Call us nostalgic, but there are certain elements of the pandemic era we miss. No, we’re not talking about the horror of the virus, the endless lateral flow tests or the loneliness, but that golden summer when Soho was pedestrianised. For once it felt how central London *should* be, boshing some al-fresco small plates without the fear of getting flattened by a lorry or black cab. However, as the world returned to normality, so did the traffic, meaning solid outside dining options in the heart of the capital are few and far between.
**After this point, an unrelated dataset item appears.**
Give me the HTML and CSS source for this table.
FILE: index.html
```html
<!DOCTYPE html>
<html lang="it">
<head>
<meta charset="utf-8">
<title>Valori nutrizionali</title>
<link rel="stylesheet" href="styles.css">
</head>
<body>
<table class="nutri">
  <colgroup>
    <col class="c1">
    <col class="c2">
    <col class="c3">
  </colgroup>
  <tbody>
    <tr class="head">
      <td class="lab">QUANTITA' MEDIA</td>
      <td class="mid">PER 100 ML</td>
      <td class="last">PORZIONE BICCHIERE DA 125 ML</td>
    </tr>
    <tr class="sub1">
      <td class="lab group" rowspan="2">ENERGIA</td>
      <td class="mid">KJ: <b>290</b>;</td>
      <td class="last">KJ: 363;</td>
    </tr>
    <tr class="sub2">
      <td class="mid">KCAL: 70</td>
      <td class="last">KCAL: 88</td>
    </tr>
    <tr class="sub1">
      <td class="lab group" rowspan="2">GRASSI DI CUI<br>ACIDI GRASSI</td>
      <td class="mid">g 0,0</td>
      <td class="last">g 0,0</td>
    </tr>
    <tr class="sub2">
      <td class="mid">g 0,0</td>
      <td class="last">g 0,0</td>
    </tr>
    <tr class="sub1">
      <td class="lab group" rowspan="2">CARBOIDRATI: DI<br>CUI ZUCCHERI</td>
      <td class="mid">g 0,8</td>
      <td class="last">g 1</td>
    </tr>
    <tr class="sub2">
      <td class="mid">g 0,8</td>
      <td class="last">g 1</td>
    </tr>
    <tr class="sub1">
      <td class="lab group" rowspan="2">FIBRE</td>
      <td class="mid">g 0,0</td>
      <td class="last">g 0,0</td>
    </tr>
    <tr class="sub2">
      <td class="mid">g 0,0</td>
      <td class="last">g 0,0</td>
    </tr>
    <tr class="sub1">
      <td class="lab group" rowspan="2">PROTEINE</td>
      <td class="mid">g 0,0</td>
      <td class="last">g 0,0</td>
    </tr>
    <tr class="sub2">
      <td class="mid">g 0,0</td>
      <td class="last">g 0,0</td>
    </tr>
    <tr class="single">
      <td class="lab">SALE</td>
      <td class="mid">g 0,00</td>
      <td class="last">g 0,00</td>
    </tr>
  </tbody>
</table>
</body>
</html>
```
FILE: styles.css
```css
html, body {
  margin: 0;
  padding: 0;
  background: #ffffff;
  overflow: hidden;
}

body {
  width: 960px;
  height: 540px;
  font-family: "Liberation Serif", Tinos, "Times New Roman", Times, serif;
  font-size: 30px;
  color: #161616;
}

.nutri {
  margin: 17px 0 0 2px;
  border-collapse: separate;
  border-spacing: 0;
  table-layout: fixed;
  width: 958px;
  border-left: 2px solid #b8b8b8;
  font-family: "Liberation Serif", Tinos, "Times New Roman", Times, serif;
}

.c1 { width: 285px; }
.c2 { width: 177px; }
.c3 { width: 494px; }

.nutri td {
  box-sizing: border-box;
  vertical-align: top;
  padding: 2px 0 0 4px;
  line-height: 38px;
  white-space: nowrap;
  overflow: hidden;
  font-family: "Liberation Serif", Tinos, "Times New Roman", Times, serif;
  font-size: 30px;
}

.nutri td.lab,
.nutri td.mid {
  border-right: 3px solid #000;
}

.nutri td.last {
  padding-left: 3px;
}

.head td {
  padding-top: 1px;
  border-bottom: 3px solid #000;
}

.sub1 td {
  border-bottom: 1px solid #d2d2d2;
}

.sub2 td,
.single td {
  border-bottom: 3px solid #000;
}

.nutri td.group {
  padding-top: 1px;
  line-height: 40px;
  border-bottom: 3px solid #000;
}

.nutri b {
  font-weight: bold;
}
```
In that case, the newly opened terrace at Manzi’s (nestled between Greek and Frith streets) is like a siren on a stormy voyage, a fitting comparison when you see the two mermaid statues holding up the central bar. Manzi’s has been a Soho institution since the 50s, albeit now a slightly different beast since its revamp in the 2010’s. A stone’s throw from Soho Square, it delightfully sits in a middle ground between fine dining and all-day classics, a sense of flexibility where it feels just as fitting for a quick bite as it would a celebration.

Taking in the last embers of the summer sun, we opted for the terrace which felt immersed enough in the Soho hubbub without feeling like a tourist could lean over and steal your starter if they wanted. Talking of the menu, Manzi’s 21st-century focus is on seafood; usually a red flag so far from the coast but conquered with innovation in this case.
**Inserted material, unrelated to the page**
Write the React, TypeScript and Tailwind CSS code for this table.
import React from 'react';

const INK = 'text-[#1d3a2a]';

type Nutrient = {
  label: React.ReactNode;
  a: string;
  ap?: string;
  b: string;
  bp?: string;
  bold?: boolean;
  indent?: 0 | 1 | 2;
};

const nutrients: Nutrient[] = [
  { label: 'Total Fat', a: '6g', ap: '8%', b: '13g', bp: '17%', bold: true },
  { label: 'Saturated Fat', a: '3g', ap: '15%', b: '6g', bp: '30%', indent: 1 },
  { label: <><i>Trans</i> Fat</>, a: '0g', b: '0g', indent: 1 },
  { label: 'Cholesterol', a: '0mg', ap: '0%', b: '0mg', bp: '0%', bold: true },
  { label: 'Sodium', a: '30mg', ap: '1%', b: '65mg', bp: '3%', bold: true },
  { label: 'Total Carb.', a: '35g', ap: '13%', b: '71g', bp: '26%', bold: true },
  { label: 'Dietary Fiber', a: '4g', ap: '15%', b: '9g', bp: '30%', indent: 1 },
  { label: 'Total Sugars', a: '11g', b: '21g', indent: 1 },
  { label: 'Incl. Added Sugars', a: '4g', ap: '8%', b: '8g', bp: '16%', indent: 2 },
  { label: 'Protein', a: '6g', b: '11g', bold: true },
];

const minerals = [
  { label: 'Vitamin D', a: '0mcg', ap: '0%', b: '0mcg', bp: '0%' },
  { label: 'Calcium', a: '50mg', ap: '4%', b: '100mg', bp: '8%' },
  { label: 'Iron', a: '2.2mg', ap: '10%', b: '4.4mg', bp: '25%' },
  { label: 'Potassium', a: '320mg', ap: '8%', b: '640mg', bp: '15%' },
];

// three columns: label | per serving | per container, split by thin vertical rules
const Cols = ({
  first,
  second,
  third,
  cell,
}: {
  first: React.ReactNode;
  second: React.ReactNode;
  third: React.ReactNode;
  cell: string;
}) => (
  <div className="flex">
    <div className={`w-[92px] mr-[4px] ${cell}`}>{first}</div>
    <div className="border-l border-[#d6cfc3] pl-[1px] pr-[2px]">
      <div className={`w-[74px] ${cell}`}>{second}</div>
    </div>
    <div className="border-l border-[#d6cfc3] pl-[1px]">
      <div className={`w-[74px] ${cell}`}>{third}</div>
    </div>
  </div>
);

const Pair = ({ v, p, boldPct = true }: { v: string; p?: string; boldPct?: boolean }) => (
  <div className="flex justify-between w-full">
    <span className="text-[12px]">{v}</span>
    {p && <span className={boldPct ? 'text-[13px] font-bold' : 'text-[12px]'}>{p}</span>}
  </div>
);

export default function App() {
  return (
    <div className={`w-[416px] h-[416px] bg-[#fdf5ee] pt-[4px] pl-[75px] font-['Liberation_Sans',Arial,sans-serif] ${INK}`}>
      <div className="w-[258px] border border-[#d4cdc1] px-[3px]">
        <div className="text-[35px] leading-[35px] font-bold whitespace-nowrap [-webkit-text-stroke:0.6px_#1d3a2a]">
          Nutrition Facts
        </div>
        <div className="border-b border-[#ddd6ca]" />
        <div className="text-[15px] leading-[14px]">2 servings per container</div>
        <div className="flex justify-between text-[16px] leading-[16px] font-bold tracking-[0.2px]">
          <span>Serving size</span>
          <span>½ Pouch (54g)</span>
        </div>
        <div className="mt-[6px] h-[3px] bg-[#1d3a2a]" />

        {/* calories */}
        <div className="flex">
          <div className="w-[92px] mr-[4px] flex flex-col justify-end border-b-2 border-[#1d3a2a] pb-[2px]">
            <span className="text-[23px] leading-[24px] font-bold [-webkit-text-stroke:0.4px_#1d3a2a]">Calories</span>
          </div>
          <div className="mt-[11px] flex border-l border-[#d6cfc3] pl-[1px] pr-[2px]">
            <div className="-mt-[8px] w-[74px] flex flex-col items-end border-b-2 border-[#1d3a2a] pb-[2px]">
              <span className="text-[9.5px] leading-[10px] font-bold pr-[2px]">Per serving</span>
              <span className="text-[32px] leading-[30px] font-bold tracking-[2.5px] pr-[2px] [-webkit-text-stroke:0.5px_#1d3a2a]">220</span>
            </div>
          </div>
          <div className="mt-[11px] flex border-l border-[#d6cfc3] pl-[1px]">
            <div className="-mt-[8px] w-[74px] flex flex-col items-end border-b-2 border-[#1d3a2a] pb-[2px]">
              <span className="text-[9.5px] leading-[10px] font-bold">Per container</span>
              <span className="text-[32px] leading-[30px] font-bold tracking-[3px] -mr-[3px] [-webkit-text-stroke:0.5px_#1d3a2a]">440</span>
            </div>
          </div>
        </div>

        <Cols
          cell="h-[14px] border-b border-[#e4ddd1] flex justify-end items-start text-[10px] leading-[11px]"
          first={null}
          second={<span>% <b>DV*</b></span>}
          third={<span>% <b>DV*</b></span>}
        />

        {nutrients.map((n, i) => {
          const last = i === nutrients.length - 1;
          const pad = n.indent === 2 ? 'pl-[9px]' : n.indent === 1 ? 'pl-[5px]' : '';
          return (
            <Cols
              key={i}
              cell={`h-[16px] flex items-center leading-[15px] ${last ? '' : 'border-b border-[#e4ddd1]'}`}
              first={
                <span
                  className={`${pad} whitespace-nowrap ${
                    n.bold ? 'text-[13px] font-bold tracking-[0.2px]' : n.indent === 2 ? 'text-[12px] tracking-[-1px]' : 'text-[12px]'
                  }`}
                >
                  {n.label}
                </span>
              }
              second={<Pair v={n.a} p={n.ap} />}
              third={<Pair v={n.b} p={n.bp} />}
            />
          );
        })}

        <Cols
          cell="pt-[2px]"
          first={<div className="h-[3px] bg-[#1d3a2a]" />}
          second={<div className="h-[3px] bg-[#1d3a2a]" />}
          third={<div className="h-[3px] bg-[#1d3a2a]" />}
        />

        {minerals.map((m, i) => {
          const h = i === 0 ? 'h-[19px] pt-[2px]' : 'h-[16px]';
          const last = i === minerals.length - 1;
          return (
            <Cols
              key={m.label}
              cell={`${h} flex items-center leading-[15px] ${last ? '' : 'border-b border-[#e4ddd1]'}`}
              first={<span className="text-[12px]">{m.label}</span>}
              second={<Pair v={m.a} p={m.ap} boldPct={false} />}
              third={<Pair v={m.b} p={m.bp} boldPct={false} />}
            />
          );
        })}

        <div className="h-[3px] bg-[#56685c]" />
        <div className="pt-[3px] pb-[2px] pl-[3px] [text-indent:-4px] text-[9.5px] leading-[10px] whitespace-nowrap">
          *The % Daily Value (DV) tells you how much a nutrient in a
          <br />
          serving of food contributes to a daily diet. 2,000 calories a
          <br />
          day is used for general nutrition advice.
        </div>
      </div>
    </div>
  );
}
To start we opted for the dressed Dorset crab, which was packed full of flavour paired with a brown crab mayonnaise and warm bread. Rich without being overbearing, we combined with the yellowfin tuna tartare for a fresh and indulgent sharer (it should be compulsory to order two starters to share in all restaurants worldwide).

Manzi’s finds a gorgeous niche in elevating simple classics with ease, creating dishes that are of course *Instagrammable* but also not shy of substance. This is perfectly captured by The Bateman lobster roll and frites we indulged in for a main course. Beautifully crafted in a buttery brioche roll, hunks of meaty lobster complimented a tart Thousand Island dressing that packed a punch, alongside the perfect basket of french fries for an indulgent midweek feast. Elsewhere, our guest tucked into the Bouillabaise which saw a party of bream, red mullet, hake, octopus and king prawns come together for a taste sensation.

Taking in the seafood-inspired menu on the terrace offers an escape from the claustrophobia of central London, with Manzi’s managing to deliver on both the culinary experience and restaurant atmosphere – a bold task when you have a mermaid in the bar and a statue of Poseidon over the table. Consider our opinion on seafood in the capital changed.